The number of GC threads running concurrently with the application (-XX:ConcGCThreads) was increased from 4 to 12. The lower this value, the higher the application throughput, but too low will make GC take too long. When the concurrent GC cycle is too long, increasing the number of GC threads can help. However, this reduces the number of threads available for application logic, which will impact throughput. For offline data sync scenarios, avoiding FullGCs is more important, making this parameter crucial.

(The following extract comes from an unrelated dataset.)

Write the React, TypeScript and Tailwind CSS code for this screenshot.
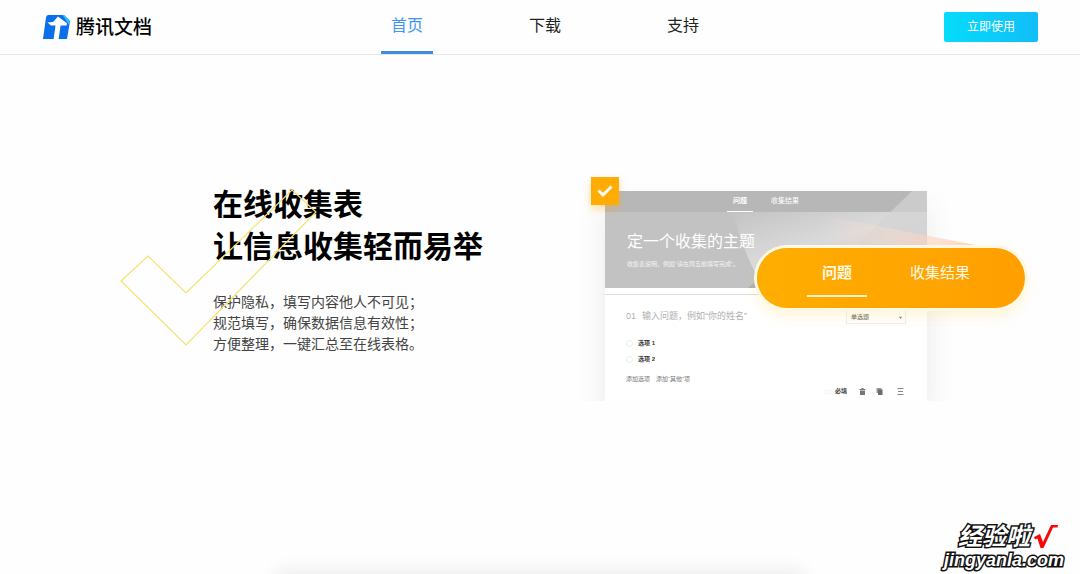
const NAV = [
  { label: "首页", active: true },
  { label: "下载", active: false },
  { label: "支持", active: false },
];

const FEATURES = [
  "保护隐私，填写内容他人不可见；",
  "规范填写，确保数据信息有效性；",
  "方便整理，一键汇总至在线表格。",
];

function Logo() {
  return (
    <a href="#" className="flex items-center gap-1.5">
      <svg className="h-[26px] w-7" viewBox="0 0 28 26" aria-hidden="true">
        <path d="M6 1h16l6 6-3 18H1L4 3.500Q4.400 1 6 1z" fill="#0a70ea" />
        <path d="M20.500 1H22l6 6-.8 4z" fill="#2fc0f8" />
        <path
          d="M5.500 8.500 11 8 16 2.500 25 9.200l-.4 2.300h-6L16.500 26H11.500l2-14.500H9z"
          fill="#fff"
        />
      </svg>
      <span className="pt-0.5 text-[19px] leading-7 font-medium text-black">
        腾讯文档
      </span>
    </a>
  );
}

function Header() {
  return (
    <header className="flex h-[55px] items-center justify-between border-b border-[#e8e8ea] px-[42px]">
      <Logo />
      <nav className="flex h-full gap-[86px] pr-1.5">
        {NAV.map(({ label, active }) => (
          <a
            key={label}
            href="#"
            className={
              active
                ? "w-[52px] border-b-3 border-[#3f8be0] pt-3 text-center text-base leading-7 text-[#3f93f5]"
                : "w-[52px] pt-3 text-center text-base leading-7 text-[#222]"
            }
          >
            {label}
          </a>
        ))}
      </nav>
      <button className="h-[30px] w-[94px] rounded-xs bg-linear-to-r from-[#05dcfa] to-[#12bdf8] text-xs text-white">
        立即使用
      </button>
    </header>
  );
}

function Intro() {
  return (
    <div className="relative">
      <h1 className="text-[30px] leading-[42px] font-bold text-black">
        在线收集表
        <br />
        让信息收集轻而易举
      </h1>
      <ul className="mt-6 text-sm leading-[21px] text-[#444]">
        {FEATURES.map((text) => (
          <li key={text}>{text}</li>
        ))}
      </ul>
      <svg
        className="absolute top-1 -left-24 h-40 w-[200px]"
        viewBox="0 0 200 160"
        aria-hidden="true"
      >
        <path
          d="M4 93 31 68 69 105 175 2 199 24 69 157z"
          fill="none"
          stroke="#f5e272"
          strokeWidth="1.200"
        />
      </svg>
    </div>
  );
}

function FormBanner() {
  return (
    <div className="relative h-[97px] bg-[#c3c2c3] text-white">
      <svg
        className="absolute inset-0 h-full w-full"
        viewBox="0 0 322 97"
        preserveAspectRatio="none"
        aria-hidden="true"
      >
        <defs>
          <linearGradient id="facet" x1="0" y1="0" x2="0.6" y2="0.8">
            <stop offset="0" stopColor="#c3c2c3" />
            <stop offset="0.6" stopColor="#dadadb" />
            <stop offset="1" stopColor="#cfcfd0" />
          </linearGradient>
        </defs>
        <path d="M128 18h194v79H160Q138 66 128 18z" fill="url(#facet)" />
        <path d="M143 97 149 92 160 97z" fill="#adadad" />
        <path d="M0 0h322v21H0z" fill="#b8b7b8" />
        <path d="M307 0h15v97H208z" fill="#d4d3d4" opacity="0.7" />
      </svg>
      <div className="relative flex h-[21px] gap-[18px] pl-[122px] text-[7px] leading-5">
        <span className="w-[26px] border-b border-white text-center font-bold">
          问题
        </span>
        <span>收集结果</span>
      </div>
      <div className="relative pt-[18px] pl-[22px]">
        <h2 className="text-base leading-6">定一个收集的主题</h2>
        <p className="mt-1 text-[6px] leading-3 text-white/80">
          收集表说明，例如“请在周五前填写完成”。
        </p>
      </div>
    </div>
  );
}

function FormBody() {
  return (
    <div className="mt-1.5 border-t border-[#dedcdd] px-[21px] pt-4">
      <div className="flex h-3 items-center justify-between text-[#b0b0b0]">
        <p className="flex gap-1.5 text-[9px]">
          <span>01</span>
          <span>输入问题，例如“你的姓名”</span>
        </p>
        <div className="relative">
          <select
            aria-label="题目类型"
            className="block h-3.5 w-[60px] appearance-none border border-[#eeeeee] pl-1 text-[6px] leading-3 text-[#555]"
          >
            <option>单选题</option>
          </select>
          <svg
            className="pointer-events-none absolute top-1.5 right-1 size-[3px]"
            viewBox="0 0 4 4"
          >
            <path d="M0 1h4L2 4z" fill="#777" />
          </svg>
        </div>
      </div>
      <div className="mt-3 text-[6px] leading-4 font-bold text-[#333]">
        {["选项 1", "选项 2"].map((option) => (
          <label key={option} className="flex items-center gap-[5px]">
            <input
              type="radio"
              name="option"
              className="size-[7px] appearance-none rounded-full border border-[#ececec]"
            />
            {option}
          </label>
        ))}
      </div>
      <p className="mt-1.5 flex gap-1.5 text-[6px] leading-3 text-[#777]">
        <span>添加选项</span>
        <span>添加“其他”项</span>
      </p>
      <div className="flex h-[13px] items-center justify-end pr-0.5">
        <label className="mr-3 flex items-center gap-1 text-[6px] font-bold text-[#444]">
          <input
            type="checkbox"
            className="h-1 w-[7px] appearance-none rounded-full border border-[#f3f3f3]"
          />
          必填
        </label>
        <svg className="mr-2.5 size-[7px]" viewBox="0 0 7 7" aria-hidden="true">
          <path d="M.5 1h2V0h2v1h2v1h-6zM1 2.500h5V7H1z" fill="#777" />
        </svg>
        <svg className="mr-3.5 size-[7px]" viewBox="0 0 7 7" aria-hidden="true">
          <path d="M.5 0h5v5h-5z" fill="#999" />
          <path d="M2 1.500h4.500V7H2z" fill="#6b6b6b" />
        </svg>
        <svg className="size-[7px]" viewBox="0 0 7 7" aria-hidden="true">
          <path d="M.5.500h6M1 3.500h5M.5 6.500h6" stroke="#888" fill="none" />
        </svg>
      </div>
    </div>
  );
}

function Preview() {
  return (
    <div className="relative w-[322px]">
      <div className="h-[210px] bg-white shadow-[0_18px_28px_rgba(80,60,80,0.1)] [clip-path:inset(-40px_-40px_0_-40px)]">
        <FormBanner />
        <FormBody />
      </div>

      <div className="absolute -top-3.5 -left-3.5 flex size-7 items-center justify-center bg-[#ffad05] shadow-[0_4px_8px_rgba(255,173,5,0.35)]">
        <svg className="h-3 w-4" viewBox="0 0 16 12" aria-hidden="true">
          <path
            d="M1.500 5.500 6 10 14.500 1.500"
            fill="none"
            stroke="#fff"
            strokeWidth="2.800"
          />
        </svg>
      </div>

      {/* beam from the small tabs to the enlarged ones */}
      <svg
        className="absolute top-5 left-[195px] h-[38px] w-[196px]"
        viewBox="0 0 196 38"
        aria-hidden="true"
      >
        <defs>
          <linearGradient id="beam" gradientUnits="userSpaceOnUse" x1="0" y1="0" x2="196" y2="0">
            <stop offset="0.1" stopColor="#ffe0d0" stopOpacity="0" />
            <stop offset="0.5" stopColor="#ffdccb" stopOpacity="0.45" />
            <stop offset="0.7" stopColor="#ffd0b8" stopOpacity="0.6" />
            <stop offset="1" stopColor="#ffb48c" stopOpacity="0.8" />
          </linearGradient>
        </defs>
        <path d="M0 0 196 38H0z" fill="url(#beam)" />
      </svg>

      <div className="absolute top-[57px] left-[152px] flex h-[60px] w-[268px] gap-[43px] rounded-full bg-linear-to-r from-[#ffae00] to-[#ff9f00] pl-[50px] text-[15px] leading-[50px] text-[#fff8e6] shadow-[0_0_0_3px_#fff8e3,0_8px_14px_rgba(255,215,90,0.25)]">
        <span className="h-[49px] w-[60px] border-b-2 border-[#fff3d0] text-center font-bold">
          问题
        </span>
        <span>收集结果</span>
      </div>
    </div>
  );
}

function Watermark() {
  return (
    <div className="absolute right-4 bottom-1 text-right font-bold text-white italic [paint-order:stroke] [-webkit-text-stroke:3px_#111]">
      <p className="flex items-center justify-end gap-1 pr-1.5 text-2xl leading-6">
        经验啦
        <svg className="h-[26px] w-6" viewBox="0 0 24 26" aria-hidden="true">
          <path
            d="M0 13 6 10 9 18 17 1h7l-.5 2.500h-4.500L9.500 24 6.500 24 3.500 14.500 1 15.500z"
            fill="#fb0508"
          />
        </svg>
      </p>
      <p className="text-lg leading-5">jingyanla.com</p>
    </div>
  );
}

export default function App() {
  return (
    <div className="relative flex min-h-screen flex-col overflow-hidden bg-[#fefefe] font-['Liberation_Sans','Noto_Sans_CJK_SC',sans-serif]">
      <Header />
      <main className="flex flex-1 items-start justify-between pt-[129px] pr-[153px] pl-[213px]">
        <Intro />
        <div className="pt-[7px]">
          <Preview />
        </div>
      </main>
      <div className="mx-auto h-0 w-[510px] shadow-[0_6px_18px_8px_rgba(70,50,60,0.11)]" />
      <Watermark />
    </div>
  );
}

Concurrent marking threshold for the old generation (-XX:InitiatingHeapOccupancyPercent) increased from 45% to 50%, triggering concurrent marking earlier and improving MixedGC performance.

JVM parameters after the third optimization:

-Xms42g
-Xmx42g
-XX:+HeapDumpOnOutOfMemoryError
-XX:HeapDumpPath=/tmp/seatunnel/dump/zeta-server
-XX:MaxMetaspaceSize=8g
-XX:+UseG1GC
-XX:+PrintGCDetails
-Xloggc:/alidata1/za-seatunnel/logs/gc.log
-XX:+PrintGCDateStamps
-XX:MaxGCPauseMillis=5000
-XX:InitiatingHeapOccupancyPercent=50
-XX:+UseStringDeduplication
-XX:GCTimeRatio=4
-XX:G1ReservePercent=15
-XX:ConcGCThreads=12
-XX:G1HeapRegionSize=32M

JVM Tuning References:

Optimization Results

Since the configuration was optimized on April 26, no cluster split-brain incidents have occurred, and service availability monitoring shows all nodes have returned to normal.

After the JVM tuning on April 30, during the May Day holiday, we achieved zero FullGCs on three nodes, and no further stalling or anomalies were detected in the system’s health check interfaces.

Although this came at the cost of some application thread throughput, we ensured the stability of the cluster, laying a solid foundation for the internal large-scale rollout of Zeta.